MTV didn't exactly roll out the red carpet, and after 1999's Dreamworks-backed Breakfast With Girls album failed to blow up, Matt started to have fun doing his own thing. Cue a complete album recorded using children's instruments, Gizmodgery, the devastating loss of his brother and co-rocker Mike, and not one but two or three shelved projects, the new millennium felt like a torturous waiting game for fans of the group... That is until the music industry upheaval where artists like sElf could stream their own new recordings on their websites while the record labels sat on their hands.

File trading passed unreleased albums around the internet, keeping sElf with a rabid following.

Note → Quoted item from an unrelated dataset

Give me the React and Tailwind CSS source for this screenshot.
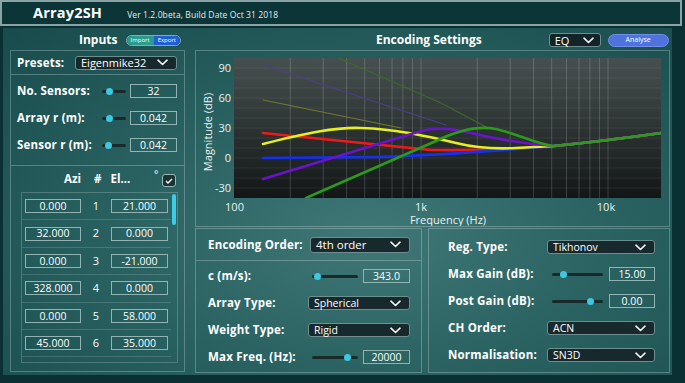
import React from "react";

const F = { fontFamily: '"Open Sans", "Liberation Sans", sans-serif' };

function Chevron({ className = "" }) {
  return (
    <svg width="11" height="7" viewBox="0 0 11 7" className={className}>
      <path d="M1 1.2 L5.5 5.5 L10 1.2" fill="none" stroke="#f2f6f6" strokeWidth="1.6" strokeLinecap="round" strokeLinejoin="round" />
    </svg>
  );
}

function Dropdown({ label, w, h = "h-[14px]", text = "text-[10.5px]" }) {
  return (
    <div className={`${w} ${h} ${text} flex items-center justify-between rounded-[3px] border border-[#6f8e8f] bg-[#18292d] pl-[5px] pr-[8px] text-white`}>
      <span className="leading-none">{label}</span>
      <Chevron />
    </div>
  );
}

function ValueBox({ value, w }) {
  return (
    <div className={`${w} h-[14px] flex items-center justify-center border border-[#93b2b2] text-[10.5px] leading-none text-white`}>
      {value}
    </div>
  );
}

function Slider({ w, knob }) {
  return (
    <div className={`${w} relative h-[7px] flex items-center`}>
      <div className="h-[3px] w-full rounded-full bg-[#1a2a2b]" />
      <div className="absolute top-0 h-[7px] w-[7px] rounded-full bg-[#3cc8e2]" style={{ left: knob }} />
    </div>
  );
}

const fx = (f) => 38 + (Math.log10(f) - 2) * 187;

function Graph() {
  const vlines = [];
  for (let d = 100; d <= 1000; d *= 10) {
    for (let m = 1; m <= 9; m++) {
      const f = d * m;
      if (f === 100) continue;
      vlines.push(fx(f));
    }
  }
  vlines.push(fx(10000));
  const hlines = [];
  for (let db = 90; db > -40; db -= 10) hlines.push(7 + (100 - db));
  const tail = " C 390,92 430,87 465,82";
  return (
    <svg width="473" height="175" className="block">
      <defs>
        <linearGradient id="pbg" x1="0" y1="0" x2="0" y2="1">
          <stop offset="0" stopColor="#475050" />
          <stop offset="1" stopColor="#121616" />
        </linearGradient>
        <clipPath id="pc">
          <rect x="38" y="7" width="427" height="140" />
        </clipPath>
      </defs>
      <rect x="38" y="7" width="427" height="140" fill="url(#pbg)" />
      {hlines.map((y) => (
        <line key={y} x1="38" x2="465" y1={y} y2={y} stroke="#ffffff" strokeOpacity="0.07" />
      ))}
      {vlines.map((x) => (
        <line key={x} x1={x} x2={x} y1="7" y2="147" stroke="#ffffff" strokeOpacity="0.17" />
      ))}
      <g clipPath="url(#pc)" fill="none" strokeLinecap="round">
        <path d="M67,49 L205,77" stroke="#707a2c" strokeWidth="1.2" />
        <path d="M67,14 L250,74" stroke="#4d3f8c" strokeWidth="1.2" />
        <path d="M140,6 L245,52 L292,77" stroke="#3d6a2c" strokeWidth="1.2" />
        <path d={"M67,82 L235,99 C 300,100 330,97 358,95" + tail} stroke="#f01818" strokeWidth="2.6" />
        <path d={"M67,107 L180,106 C 250,104 300,100 358,95" + tail} stroke="#1530f2" strokeWidth="2.6" />
        <path d={"M67,93 C 110,82 140,76 165,77 C 200,78 230,85 260,92 C 280,97 300,98 320,97 L358,95" + tail} stroke="#e6f01e" strokeWidth="2.6" />
        <path d={"M67,128 L225,80 C 240,76 255,77 275,82 C 300,88 330,93 358,95" + tail} stroke="#6a14c8" strokeWidth="2.6" />
        <path d={"M110,147 L240,90 C 265,78 285,75 300,78 C 325,84 340,93 358,95" + tail} stroke="#2e9a1c" strokeWidth="2.6" />
      </g>
      <g fill="#e9f0f0" fontSize="11" style={F}>
        {[90, 60, 30, 0, -30].map((v) => (
          <text key={v} x="35" y={7 + (100 - v) + 4} textAnchor="end">{v}</text>
        ))}
        <text x="38.5" y="160" textAnchor="middle">100</text>
        <text x="225" y="160" textAnchor="middle">1k</text>
        <text x="410" y="160" textAnchor="middle">10k</text>
        <text x="252" y="173" textAnchor="middle">Frequency (Hz)</text>
        <text x="0" y="0" textAnchor="middle" transform="translate(16,81) rotate(-90)">Magnitude (dB)</text>
      </g>
    </svg>
  );
}

const rows = [
  ["0.000", 1, "21.000"],
  ["32.000", 2, "0.000"],
  ["0.000", 3, "-21.000"],
  ["328.000", 4, "0.000"],
  ["0.000", 5, "58.000"],
  ["45.000", 6, "35.000"],
];

const lbl = "text-[11.5px] font-bold tracking-[0.2px] whitespace-nowrap";

export default function App() {
  return (
    <div className="relative h-[383px] w-[685px] overflow-hidden bg-[#0b3034] text-white" style={F}>
      {/* title bar */}
      <div className="flex h-[26px] w-[682px] items-center border-2 border-[#8aa4a5] bg-[#0c3538]">
        <span className="ml-[31px] text-[14.5px] font-bold tracking-[0.2px]">Array2SH</span>
        <span className="ml-[25px] mt-[4px] text-[8.5px] tracking-[0.1px] text-[#e4ecec]">Ver 1.2.0beta, Build Date Oct 31 2018</span>
      </div>

      {/* body */}
      <div className="ml-[3px] mt-[2px] flex h-[347px] w-[669px] gap-[10px] bg-[radial-gradient(ellipse_at_55%_60%,#3f7876_0%,#2c6564_40%,#184b4c_100%)] pl-[7px]">
        {/* left column */}
        <div className="flex w-[175px] flex-col">
          <div className="flex h-[22px] items-center pt-[2px]">
            <span className="ml-[69px] text-[12px] font-bold">Inputs</span>
            <div className="ml-[8px] flex h-[11px] overflow-hidden rounded-full border border-[#7fb0b0] text-[6px] leading-none">
              <span className="flex items-center bg-[#2b9c8b] px-[4px]">Import</span>
              <span className="flex items-center bg-[#1f5fd6] px-[4px]">Export</span>
            </div>
          </div>
          <div className="flex h-[322px] flex-col border border-[#ffffff]/25">
            <div className="flex h-[24px] items-center border-b border-[#ffffff]/25 pl-[6px] pr-[7px]">
              <span className={`w-[58px] ${lbl}`}>Presets:</span>
              <Dropdown label="Eigenmike32" w="w-[102px]" text="text-[11px]" />
            </div>
            <div className="flex h-[91px] flex-col gap-[13px] border-b border-[#ffffff]/25 pl-[6px] pr-[7px] pt-[9px]">
              {[
                ["No. Sensors:", "32", 4],
                ["Array r (m):", "0.042", 4],
                ["Sensor r (m):", "0.042", 3],
              ].map(([l, v, k]) => (
                <div key={l} className="flex h-[14px] items-center">
                  <span className={`w-[85px] ${lbl}`}>{l}</span>
                  <Slider w="w-[24px]" knob={k} />
                  <div className="ml-[4px]"><ValueBox value={v} w="w-[47px]" /></div>
                </div>
              ))}
            </div>
            <div className="flex flex-col pl-[10px] pr-[7px]">
              <div className="relative flex h-[26px] items-center text-[11.5px] font-bold">
                <span className="ml-[43px]">Azi</span>
                <span className="ml-[13px]">#</span>
                <span className="ml-[9px]">El...</span>
                <span className="absolute left-[133px] top-[1px] text-[10px] font-normal">°</span>
                <div className="absolute left-[141px] top-[8px] flex h-[13px] w-[14px] items-center justify-center rounded-[3px] border border-[#9bb8b8] bg-[#1a3436]">
                  <svg width="8" height="6" viewBox="0 0 8 6">
                    <path d="M1 3 L3 5 L7 1" fill="none" stroke="#fff" strokeWidth="1.3" />
                  </svg>
                </div>
              </div>
              <div className="relative h-[171px] w-[157px] overflow-hidden border border-[#ffffff]/20">
                <div className="absolute right-[1px] top-[1px] h-[31px] w-[4px] rounded-full bg-[#3ccde6]" />
                {rows.map(([a, n, e]) => (
                  <div key={n} className="flex h-[27.4px] w-[149px] items-center border-b border-[#ffffff]/15 pl-[3px]">
                    <ValueBox value={a} w="w-[56px]" />
                    <span className="w-[30px] text-center text-[11px]">{n}</span>
                    <ValueBox value={e} w="w-[57px]" />
                  </div>
                ))}
              </div>
            </div>
          </div>
        </div>

        {/* right column */}
        <div className="flex w-[475px] flex-col">
          <div className="relative flex h-[22px] items-center pt-[2px]">
            <span className="ml-[181px] text-[12px] font-bold">Encoding Settings</span>
            <div className="ml-[67px] flex h-[14px] w-[52px] items-center justify-between rounded-[3px] border border-[#6f8e8f] bg-[#132428] pl-[5px] pr-[6px] text-[11px]">
              <span className="leading-none">EQ</span>
              <Chevron />
            </div>
            <div className="ml-[7px] flex h-[13px] w-[61px] items-center justify-center rounded-full border border-[#6f8ee8] bg-[#4f72dc] text-[7px]">
              Analyse
            </div>
          </div>
          <div className="h-[177px] border border-[#ffffff]/25">
            <Graph />
          </div>
          <div className="mt-[1px] flex h-[145px] gap-[6px]">
            <div className="flex w-[227px] flex-col border border-[#ffffff]/25 pl-[12px] pr-[11px]">
              <div className="-ml-[12px] -mr-[11px] flex h-[32px] items-center justify-between border-b border-[#ffffff]/25 pl-[12px] pr-[11px]">
                <span className={lbl}>Encoding Order:</span>
                <Dropdown label="4th order" w="w-[100px]" h="h-[16px]" text="text-[11.5px]" />
              </div>
              <div className="flex flex-col gap-[13px] pt-[8px]">
                <div className="flex h-[14px] items-center">
                  <span className={`w-[104px] ${lbl}`}>c (m/s):</span>
                  <Slider w="w-[46px]" knob={2} />
                  <div className="ml-[5px]"><ValueBox value="343.0" w="w-[47px]" /></div>
                </div>
                <div className="flex h-[14px] items-center justify-between">
                  <span className={lbl}>Array Type:</span>
                  <Dropdown label="Spherical" w="w-[102px]" />
                </div>
                <div className="flex h-[14px] items-center justify-between">
                  <span className={lbl}>Weight Type:</span>
                  <Dropdown label="Rigid" w="w-[102px]" />
                </div>
                <div className="flex h-[14px] items-center">
                  <span className={`w-[104px] ${lbl}`}>Max Freq. (Hz):</span>
                  <Slider w="w-[46px]" knob={32} />
                  <div className="ml-[5px]"><ValueBox value="20000" w="w-[47px]" /></div>
                </div>
              </div>
            </div>
            <div className="flex w-[242px] flex-col gap-[13px] border border-[#ffffff]/25 pl-[19px] pr-[14px] pt-[11px]">
              <div className="flex h-[14px] items-center justify-between">
                <span className={lbl}>Reg. Type:</span>
                <Dropdown label="Tikhonov" w="w-[108px]" />
              </div>
              <div className="flex h-[14px] items-center">
                <span className={`w-[104px] ${lbl}`}>Max Gain (dB):</span>
                <Slider w="w-[51px]" knob={8} />
                <div className="ml-[6px]"><ValueBox value="15.00" w="w-[46px]" /></div>
              </div>
              <div className="flex h-[14px] items-center">
                <span className={`w-[104px] ${lbl}`}>Post Gain (dB):</span>
                <Slider w="w-[51px]" knob={35} />
                <div className="ml-[6px]"><ValueBox value="0.00" w="w-[46px]" /></div>
              </div>
              <div className="flex h-[14px] items-center justify-between">
                <span className={lbl}>CH Order:</span>
                <Dropdown label="ACN" w="w-[108px]" />
              </div>
              <div className="flex h-[14px] items-center justify-between">
                <span className={lbl}>Normalisation:</span>
                <Dropdown label="SN3D" w="w-[108px]" />
              </div>
            </div>
          </div>
        </div>
      </div>
    </div>
  );
}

Matt was then touring in Beck's band and playing on his albums which culminated in an eye-catching performance on Saturday Night Live.

Beck performed "Clap Hands" on acoustic guitar while being backed up by Matt and the rest of the band sitting at a dinner table using the table settings (cups, plates, cutlery) as percussion.

So the arrival of the Super Fake Nice E.P. should hopefully herald a new era for sElf and a stream of new releases. Opener "Runaway" has a carefree late summer melody set to a monstrous beat. "Gonna Rock" brings back some sorely-missed Beastie Boys style hip hop. "Hey Hipster" skewers the whole "hipster" scene with a searing falsetto and a beat that wouldn't sound out of place on modern pop stations.

Matt Mahaffey is having fun on these recordings and that fun spreads to the listener. The only critique I have is that at six tracks, Super Fake Nice is a tad too slight for classic status.

It leaves sElf fans wanting more and certainly sets the table (pun totally intended) for a full length album. I give Super Face Nice by sElf 4 Empty Lighthouses out of 5.